◆ EXERCISE TASK: The material below holds pictures; leave them out and reproduce exactly the lines from the one with "Clone this screenshot" through the one with "import clsx from", inclusive.

◆ EXTRACTED RECORDS:
____________________

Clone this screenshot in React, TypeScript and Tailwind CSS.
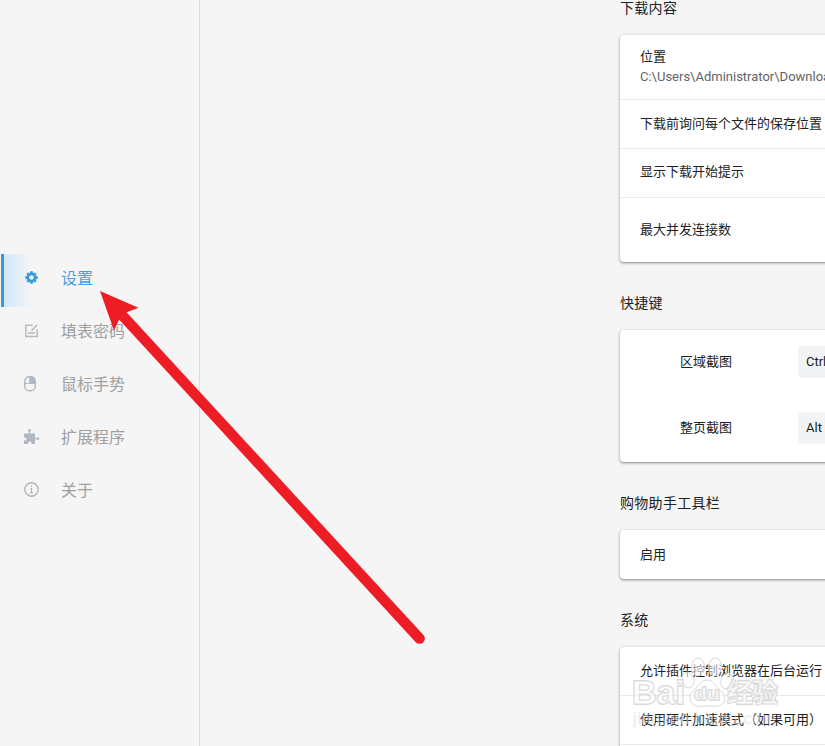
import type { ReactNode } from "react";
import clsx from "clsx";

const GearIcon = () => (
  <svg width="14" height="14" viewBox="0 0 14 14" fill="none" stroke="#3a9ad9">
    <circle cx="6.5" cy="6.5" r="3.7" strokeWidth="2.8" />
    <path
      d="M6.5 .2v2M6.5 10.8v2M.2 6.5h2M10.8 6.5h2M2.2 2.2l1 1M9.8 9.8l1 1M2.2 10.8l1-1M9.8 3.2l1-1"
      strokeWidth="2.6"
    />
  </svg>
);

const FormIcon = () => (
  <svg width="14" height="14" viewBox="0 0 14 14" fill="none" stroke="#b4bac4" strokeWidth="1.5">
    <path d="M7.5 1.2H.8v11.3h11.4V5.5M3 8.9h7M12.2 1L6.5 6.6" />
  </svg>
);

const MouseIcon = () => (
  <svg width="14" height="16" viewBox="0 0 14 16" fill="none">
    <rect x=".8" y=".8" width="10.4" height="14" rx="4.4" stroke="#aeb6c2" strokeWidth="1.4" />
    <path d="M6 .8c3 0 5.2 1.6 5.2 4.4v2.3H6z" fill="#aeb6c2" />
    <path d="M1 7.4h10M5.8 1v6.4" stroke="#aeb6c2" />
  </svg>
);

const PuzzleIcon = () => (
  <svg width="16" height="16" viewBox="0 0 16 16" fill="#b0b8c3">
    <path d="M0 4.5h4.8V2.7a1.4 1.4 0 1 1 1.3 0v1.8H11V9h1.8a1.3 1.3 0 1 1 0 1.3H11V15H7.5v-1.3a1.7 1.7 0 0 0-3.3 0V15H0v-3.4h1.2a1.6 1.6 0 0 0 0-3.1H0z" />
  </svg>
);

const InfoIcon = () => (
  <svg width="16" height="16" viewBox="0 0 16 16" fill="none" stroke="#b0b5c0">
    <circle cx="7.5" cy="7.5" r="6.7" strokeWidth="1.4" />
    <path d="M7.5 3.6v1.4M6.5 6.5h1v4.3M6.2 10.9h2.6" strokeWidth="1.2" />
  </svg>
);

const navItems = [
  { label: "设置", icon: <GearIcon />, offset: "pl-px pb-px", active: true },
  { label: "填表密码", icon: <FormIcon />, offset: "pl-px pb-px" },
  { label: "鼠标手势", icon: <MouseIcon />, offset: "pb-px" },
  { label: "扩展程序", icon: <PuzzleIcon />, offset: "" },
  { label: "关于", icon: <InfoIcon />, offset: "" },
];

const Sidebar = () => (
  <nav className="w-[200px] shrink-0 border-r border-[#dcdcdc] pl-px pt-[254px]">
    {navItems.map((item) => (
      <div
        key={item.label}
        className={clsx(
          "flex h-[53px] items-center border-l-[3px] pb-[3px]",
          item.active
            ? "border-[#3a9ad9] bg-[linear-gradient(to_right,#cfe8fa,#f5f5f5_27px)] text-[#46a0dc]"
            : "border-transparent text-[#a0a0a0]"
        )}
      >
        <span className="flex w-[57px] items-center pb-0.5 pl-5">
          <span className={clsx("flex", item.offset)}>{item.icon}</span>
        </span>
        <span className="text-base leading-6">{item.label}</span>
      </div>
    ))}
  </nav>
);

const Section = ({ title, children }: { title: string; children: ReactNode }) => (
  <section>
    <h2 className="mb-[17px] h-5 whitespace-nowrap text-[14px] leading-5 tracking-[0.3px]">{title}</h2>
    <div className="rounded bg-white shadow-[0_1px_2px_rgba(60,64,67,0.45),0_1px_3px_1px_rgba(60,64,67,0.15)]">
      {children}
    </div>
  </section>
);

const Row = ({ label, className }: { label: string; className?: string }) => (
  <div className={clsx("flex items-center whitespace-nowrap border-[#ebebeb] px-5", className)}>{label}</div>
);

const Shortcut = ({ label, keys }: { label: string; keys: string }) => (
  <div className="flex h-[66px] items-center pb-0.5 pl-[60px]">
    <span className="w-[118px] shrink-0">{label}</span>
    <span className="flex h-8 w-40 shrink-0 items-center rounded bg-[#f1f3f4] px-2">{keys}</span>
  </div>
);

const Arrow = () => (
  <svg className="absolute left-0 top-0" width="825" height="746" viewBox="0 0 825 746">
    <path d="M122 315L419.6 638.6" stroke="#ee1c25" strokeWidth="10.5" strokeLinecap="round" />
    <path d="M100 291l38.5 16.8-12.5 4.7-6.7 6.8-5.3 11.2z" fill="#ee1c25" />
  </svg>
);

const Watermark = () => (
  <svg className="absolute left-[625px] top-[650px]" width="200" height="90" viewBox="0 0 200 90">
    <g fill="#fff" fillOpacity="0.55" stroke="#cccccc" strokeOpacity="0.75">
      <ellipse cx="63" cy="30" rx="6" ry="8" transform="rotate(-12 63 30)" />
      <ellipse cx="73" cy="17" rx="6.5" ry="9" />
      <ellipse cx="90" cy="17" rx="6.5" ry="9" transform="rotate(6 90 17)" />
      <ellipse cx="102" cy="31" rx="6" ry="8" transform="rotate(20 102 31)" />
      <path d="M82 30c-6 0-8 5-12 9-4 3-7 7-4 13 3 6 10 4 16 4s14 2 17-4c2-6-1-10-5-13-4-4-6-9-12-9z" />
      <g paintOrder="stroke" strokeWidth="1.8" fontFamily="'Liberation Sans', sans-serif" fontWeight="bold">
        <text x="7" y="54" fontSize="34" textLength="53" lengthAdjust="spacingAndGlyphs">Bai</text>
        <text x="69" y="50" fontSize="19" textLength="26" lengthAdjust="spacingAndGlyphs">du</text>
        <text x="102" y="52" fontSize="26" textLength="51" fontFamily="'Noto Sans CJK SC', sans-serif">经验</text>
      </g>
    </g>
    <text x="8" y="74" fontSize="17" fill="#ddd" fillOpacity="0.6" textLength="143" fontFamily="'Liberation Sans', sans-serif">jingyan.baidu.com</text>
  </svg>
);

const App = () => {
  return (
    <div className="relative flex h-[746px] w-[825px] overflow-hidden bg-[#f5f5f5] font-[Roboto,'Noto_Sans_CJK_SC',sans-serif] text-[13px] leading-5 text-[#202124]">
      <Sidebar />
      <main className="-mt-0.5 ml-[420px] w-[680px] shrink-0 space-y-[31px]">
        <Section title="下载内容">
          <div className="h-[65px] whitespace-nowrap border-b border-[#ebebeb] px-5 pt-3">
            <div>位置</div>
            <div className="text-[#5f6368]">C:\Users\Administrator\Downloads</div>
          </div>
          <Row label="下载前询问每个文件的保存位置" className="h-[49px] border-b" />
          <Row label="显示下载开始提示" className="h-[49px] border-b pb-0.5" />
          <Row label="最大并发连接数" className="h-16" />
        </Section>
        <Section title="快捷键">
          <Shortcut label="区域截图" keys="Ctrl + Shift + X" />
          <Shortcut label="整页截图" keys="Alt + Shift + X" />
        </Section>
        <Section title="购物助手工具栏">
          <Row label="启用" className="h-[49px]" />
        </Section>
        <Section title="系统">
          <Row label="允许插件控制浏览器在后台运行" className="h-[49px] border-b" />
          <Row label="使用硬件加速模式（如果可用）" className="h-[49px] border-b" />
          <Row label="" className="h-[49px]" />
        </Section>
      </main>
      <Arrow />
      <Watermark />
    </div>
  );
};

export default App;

____________________

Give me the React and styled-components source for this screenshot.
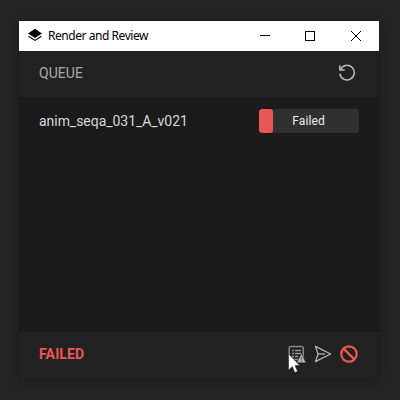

____________________

◆ THE ANSWER:
Clone this screenshot in React, TypeScript and Tailwind CSS.
import type { ReactNode } from "react";
import clsx from "clsx";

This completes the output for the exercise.